8. The antenna system as defined in claim 1, wherein the antenna system is mounted on a vehicle, wherein the dielectric medium comprises a body panel of the vehicle.

9. The antenna system as defined in claim 1, wherein the antenna comprises a satellite antenna for communicating satellite signals.

10. A vehicle mounted antenna system comprising;

a dielectric medium fixed to a vehicle and having first and second surfaces and a dielectric thickness between the first and second surfaces;

an antenna mounted to the first surface of the dielectric medium for performing at least one of receiving and transmitting signals; and

an electrically conductive member mounted to the second surface of the dielectric medium and dielectrically isolated from the antenna for forming a capacitive coupling with the antenna, wherein the electrically conductive member is dielectrically isolated from electrical ground of the vehicle and acts as a floating ground.

11. The antenna system as defined in claim 10, wherein the electrically conductive member has a length dimension of at least 130 mm.

12. The antenna system as defined in claim 10, wherein the dielectric medium has a thickness of less than 6 mm.

13. The antenna system as defined in claim 12, wherein the dielectric medium has a thickness in the range of 2 to 5 mm.

14. The antenna system as defined in claim 10, wherein the dielectric medium comprises a composite material.

15. The antenna system as defined in claim 14, wherein the composite material comprises fiberglass.

16. The antenna system as defined in claim 10, wherein the antenna comprises a satellite antenna for communicating satellite signals.

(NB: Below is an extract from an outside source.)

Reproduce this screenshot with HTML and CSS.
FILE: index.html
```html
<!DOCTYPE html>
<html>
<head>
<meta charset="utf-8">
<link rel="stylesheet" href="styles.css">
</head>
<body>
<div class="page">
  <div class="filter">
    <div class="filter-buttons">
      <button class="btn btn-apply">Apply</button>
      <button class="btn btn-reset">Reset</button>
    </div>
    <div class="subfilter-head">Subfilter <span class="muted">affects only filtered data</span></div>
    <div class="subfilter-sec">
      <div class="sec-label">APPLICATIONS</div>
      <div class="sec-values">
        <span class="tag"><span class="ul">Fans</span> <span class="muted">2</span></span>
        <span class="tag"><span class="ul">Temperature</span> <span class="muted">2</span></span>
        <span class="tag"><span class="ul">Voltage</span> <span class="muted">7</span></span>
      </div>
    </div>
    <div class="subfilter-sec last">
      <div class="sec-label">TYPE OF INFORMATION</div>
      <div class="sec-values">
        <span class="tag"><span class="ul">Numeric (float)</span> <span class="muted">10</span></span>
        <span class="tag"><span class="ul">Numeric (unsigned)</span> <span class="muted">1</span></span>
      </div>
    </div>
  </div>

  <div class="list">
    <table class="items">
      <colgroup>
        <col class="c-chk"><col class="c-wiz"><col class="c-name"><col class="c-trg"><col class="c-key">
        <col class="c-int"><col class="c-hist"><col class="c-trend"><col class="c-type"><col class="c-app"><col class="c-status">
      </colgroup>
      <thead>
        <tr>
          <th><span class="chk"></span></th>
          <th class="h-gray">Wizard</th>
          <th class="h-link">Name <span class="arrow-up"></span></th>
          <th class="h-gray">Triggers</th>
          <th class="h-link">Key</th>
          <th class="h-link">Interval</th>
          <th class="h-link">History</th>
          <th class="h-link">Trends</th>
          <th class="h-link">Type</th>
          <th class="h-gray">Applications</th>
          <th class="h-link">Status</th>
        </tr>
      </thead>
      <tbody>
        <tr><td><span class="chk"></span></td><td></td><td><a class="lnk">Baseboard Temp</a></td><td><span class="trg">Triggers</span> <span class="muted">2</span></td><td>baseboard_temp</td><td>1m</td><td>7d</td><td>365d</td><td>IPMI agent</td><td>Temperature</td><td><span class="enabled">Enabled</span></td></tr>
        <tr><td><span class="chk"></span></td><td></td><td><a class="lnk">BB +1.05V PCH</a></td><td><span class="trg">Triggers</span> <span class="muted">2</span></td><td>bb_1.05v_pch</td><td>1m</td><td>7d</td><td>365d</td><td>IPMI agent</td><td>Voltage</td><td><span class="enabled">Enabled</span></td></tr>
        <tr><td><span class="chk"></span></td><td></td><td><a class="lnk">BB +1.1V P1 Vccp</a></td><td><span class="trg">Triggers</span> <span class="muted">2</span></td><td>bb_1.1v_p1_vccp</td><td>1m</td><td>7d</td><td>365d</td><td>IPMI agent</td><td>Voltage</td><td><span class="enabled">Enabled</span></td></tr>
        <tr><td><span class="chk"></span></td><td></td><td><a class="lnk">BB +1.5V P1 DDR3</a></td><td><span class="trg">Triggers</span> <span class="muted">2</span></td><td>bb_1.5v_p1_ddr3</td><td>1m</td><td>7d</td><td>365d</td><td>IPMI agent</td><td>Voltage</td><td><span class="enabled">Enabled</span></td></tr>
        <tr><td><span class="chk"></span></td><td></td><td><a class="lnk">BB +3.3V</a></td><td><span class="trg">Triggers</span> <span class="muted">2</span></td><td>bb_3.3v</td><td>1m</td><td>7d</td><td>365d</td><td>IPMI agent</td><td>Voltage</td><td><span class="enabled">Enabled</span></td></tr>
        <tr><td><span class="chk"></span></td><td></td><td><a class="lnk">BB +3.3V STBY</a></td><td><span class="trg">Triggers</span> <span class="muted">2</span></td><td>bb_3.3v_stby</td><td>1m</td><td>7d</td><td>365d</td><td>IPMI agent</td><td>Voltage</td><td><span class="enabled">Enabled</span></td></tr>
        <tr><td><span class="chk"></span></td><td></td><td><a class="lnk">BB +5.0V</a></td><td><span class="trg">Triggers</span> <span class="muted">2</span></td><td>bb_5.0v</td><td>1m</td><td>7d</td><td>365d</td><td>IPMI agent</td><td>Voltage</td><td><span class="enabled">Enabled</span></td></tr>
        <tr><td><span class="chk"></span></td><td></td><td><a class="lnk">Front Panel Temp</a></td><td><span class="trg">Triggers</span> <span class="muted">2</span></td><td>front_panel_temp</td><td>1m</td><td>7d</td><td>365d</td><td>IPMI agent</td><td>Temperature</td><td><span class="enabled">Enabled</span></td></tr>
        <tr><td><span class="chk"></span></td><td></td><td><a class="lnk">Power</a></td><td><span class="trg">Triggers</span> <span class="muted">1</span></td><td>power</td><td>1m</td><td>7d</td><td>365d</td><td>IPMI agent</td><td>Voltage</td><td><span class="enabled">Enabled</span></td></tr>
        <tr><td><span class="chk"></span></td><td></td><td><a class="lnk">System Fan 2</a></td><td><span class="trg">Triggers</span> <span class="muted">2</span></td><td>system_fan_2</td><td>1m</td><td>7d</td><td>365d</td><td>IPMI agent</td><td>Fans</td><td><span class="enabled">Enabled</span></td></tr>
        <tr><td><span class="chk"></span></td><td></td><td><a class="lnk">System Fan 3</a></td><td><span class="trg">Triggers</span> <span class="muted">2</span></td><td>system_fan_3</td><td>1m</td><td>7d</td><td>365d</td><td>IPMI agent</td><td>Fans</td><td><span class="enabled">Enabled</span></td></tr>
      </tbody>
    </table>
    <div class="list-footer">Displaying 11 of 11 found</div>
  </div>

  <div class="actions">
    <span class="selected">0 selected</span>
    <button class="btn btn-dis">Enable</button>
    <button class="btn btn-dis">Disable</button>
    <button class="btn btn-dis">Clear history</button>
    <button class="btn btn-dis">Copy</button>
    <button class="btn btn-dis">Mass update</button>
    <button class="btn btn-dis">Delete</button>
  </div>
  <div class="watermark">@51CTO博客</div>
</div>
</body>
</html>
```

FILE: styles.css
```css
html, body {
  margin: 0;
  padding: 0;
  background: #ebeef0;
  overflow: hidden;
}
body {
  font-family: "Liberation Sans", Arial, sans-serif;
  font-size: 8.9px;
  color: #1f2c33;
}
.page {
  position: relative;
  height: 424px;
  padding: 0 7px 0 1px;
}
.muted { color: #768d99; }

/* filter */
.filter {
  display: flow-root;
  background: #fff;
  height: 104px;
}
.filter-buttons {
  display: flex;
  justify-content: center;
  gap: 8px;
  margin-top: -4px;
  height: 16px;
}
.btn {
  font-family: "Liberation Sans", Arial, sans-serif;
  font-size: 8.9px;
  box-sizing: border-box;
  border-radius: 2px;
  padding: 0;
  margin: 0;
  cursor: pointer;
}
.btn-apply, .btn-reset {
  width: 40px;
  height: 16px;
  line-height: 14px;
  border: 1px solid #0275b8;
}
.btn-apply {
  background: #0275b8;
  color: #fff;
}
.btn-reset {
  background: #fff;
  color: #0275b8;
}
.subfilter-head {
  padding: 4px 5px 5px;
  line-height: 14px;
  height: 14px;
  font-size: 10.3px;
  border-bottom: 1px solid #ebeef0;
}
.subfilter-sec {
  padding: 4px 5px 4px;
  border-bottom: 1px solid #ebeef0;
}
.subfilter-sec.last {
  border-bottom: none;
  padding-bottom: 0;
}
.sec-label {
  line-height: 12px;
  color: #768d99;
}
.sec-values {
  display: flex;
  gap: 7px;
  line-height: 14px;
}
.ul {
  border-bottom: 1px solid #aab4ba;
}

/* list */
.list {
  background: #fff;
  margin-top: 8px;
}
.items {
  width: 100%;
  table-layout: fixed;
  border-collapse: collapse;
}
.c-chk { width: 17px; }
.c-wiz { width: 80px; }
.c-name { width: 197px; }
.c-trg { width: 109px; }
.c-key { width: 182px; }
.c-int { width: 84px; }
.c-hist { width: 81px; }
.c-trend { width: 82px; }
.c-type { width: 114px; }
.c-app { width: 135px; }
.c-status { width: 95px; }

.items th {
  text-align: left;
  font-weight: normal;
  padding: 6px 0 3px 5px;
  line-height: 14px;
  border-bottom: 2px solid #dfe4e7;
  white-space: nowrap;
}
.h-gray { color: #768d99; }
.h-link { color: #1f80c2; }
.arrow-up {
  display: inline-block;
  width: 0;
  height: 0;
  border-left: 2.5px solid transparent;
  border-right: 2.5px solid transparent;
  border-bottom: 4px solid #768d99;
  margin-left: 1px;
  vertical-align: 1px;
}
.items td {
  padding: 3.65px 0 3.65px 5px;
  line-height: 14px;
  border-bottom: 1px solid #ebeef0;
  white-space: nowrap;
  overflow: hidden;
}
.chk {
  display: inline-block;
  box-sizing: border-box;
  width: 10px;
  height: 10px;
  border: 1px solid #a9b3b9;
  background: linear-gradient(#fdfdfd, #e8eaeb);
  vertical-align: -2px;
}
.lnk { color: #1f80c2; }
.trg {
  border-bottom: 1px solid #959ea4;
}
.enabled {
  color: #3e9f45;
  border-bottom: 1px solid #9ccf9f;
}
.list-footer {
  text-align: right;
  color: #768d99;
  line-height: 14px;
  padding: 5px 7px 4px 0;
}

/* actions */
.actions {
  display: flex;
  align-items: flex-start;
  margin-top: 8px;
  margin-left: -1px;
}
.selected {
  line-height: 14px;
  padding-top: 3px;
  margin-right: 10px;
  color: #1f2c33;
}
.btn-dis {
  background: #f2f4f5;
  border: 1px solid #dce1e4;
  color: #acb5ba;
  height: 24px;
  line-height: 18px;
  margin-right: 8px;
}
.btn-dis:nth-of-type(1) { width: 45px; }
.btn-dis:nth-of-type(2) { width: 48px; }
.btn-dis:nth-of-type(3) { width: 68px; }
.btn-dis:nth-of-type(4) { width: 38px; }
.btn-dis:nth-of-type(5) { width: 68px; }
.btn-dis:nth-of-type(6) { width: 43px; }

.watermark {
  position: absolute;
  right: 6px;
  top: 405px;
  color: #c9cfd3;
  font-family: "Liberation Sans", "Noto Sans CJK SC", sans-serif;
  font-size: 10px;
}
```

17. The antenna system as defined in claim 10, wherein the electrically conductive member has a second surface area interfacing with the second surface of the dielectric medium that is at least as large as a first surface area of the antenna interfacing with the first surface of the dielectric medium.

18. The antenna system as defined in claim 10, wherein the dielectric medium comprises a body panel of the vehicle.

19. The antenna system as defined in claim 18, wherein the body panel comprises a rear decklid of the vehicle.